Specific jurisdiction exists only where the defendant has sufficient minimum contacts with the forum state such that it "should reasonably anticipate being haled into court there." World-Wide Volkswagen Corp. v. Woodson, 444 U.S. 286, 297 (1980). The "constitutional touchstone" is whether the defendant purposefully established those minimum contacts. North Penn Gas Co. v. Corning Natural Gas Corp., 897 F.2d 687, 690 (3d Cir. 1990) (quoting Burger King Corp. v. Rudzewicz, 471 U.S. 462, 474, 85 L. Ed. 2d 528, 105 S. Ct. 2174 (1985)). "A court must find that there was some act by which the defendant 'purposefully availed itself' of the privilege of conducting activities within the forum." Mellon Bank (EAST) PSFS, N.A. v. DiVeronica Bros., Inc., 983 F.2d 551, 554 (3d Cir. 1993) (citing Hanson v. Denckla, 357 U.S. 235, 253 (1958)). The burden to produce actual evidence of the defendant's contacts with the forum state rests on the plaintiff. Time Share Vacation Club v. Atl. Resorts, Ltd., 735 F.2d 61, 66 n.9 (3d Cir. 1984).


In the plaintiff's twenty-seven page complaint,*fn2 New Jersey is mentioned once. The bank in which the plaintiffs deposited the $1 million fee that was later sent to Skultety was located in New Jersey.*fn3 It is not clear why the plaintiffs chose a bank in New Jersey to deposit the funds. But, what the complaint does make clear is that it was the plaintiffs and not any of the defendants that chose the bank: "[The defendants] persuaded [the plaintiffs] to advance this fee by offering to have it deposited in an escrow account with an escrow agent of their choosing. [The plaintiffs] selected an escrow agent in New York City, and in fact advanced the $1 million fee, which was deposited and held in escrow in a New Jersey bank." Compl. ¶ 35 (emphasis added). Additionally, the complaint does not allege that Skultety or any of the other defendants themselves contacted the bank to retrieve the funds. Instead, the complaint is clear about how the defendants received the funds: the plaintiffs themselves "paid Skultety $1 million." Compl. ¶ 41.

In their supplemental letter brief the plaintiffs maintain that specific jurisdiction is appropriate here because the "target of the fraud was the money placed in escrow in New Jersey." Pl. Ltr. Br. 4. This is not enough. As the Supreme Court has held, the "'purposeful availment' requirement ensures that a defendant will not be haled into a jurisdiction solely as a result of random, fortuitous, or attenuated contacts, or of the unilateral activity of another party or a third person." Burger King Corp. v. Rudzewicz, 471 U.S. 462, 475 (U.S. 1985) (citations and some quotation marks omitted) (emphasis added).
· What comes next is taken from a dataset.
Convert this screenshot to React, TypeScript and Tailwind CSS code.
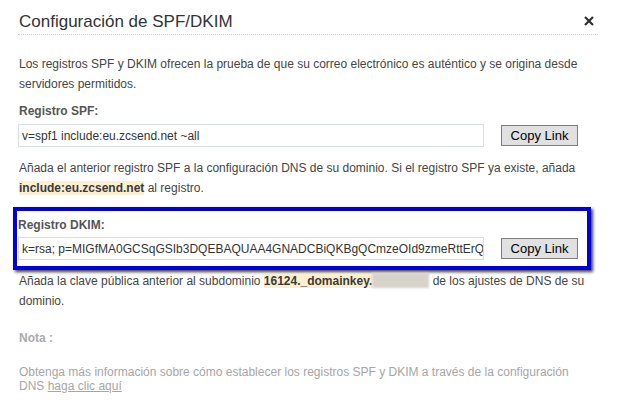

Here, it was the plaintiffs and not the defendants who chose to deposit the money in New Jersey. It was the plaintiffs, not the defendants, who made payments from the New Jersey account. There is no allegation that the defendants instructed, encouraged or suggested that the plaintiffs use a New Jersey bank account. Here, it is the actions of the plaintiffs, not the defendants, that the plaintiffs seek to use as the basis of specific jurisdiction.


None of the defendants had any contact with New Jersey and so this Court does not have personal jurisdiction over them. Because this Court does not have personal jurisdiction over any of the defendants, the plaintiffs' motion for default judgment must be denied.

IT IS ORDERED that plaintiffs' motion for default judgment is DENIED.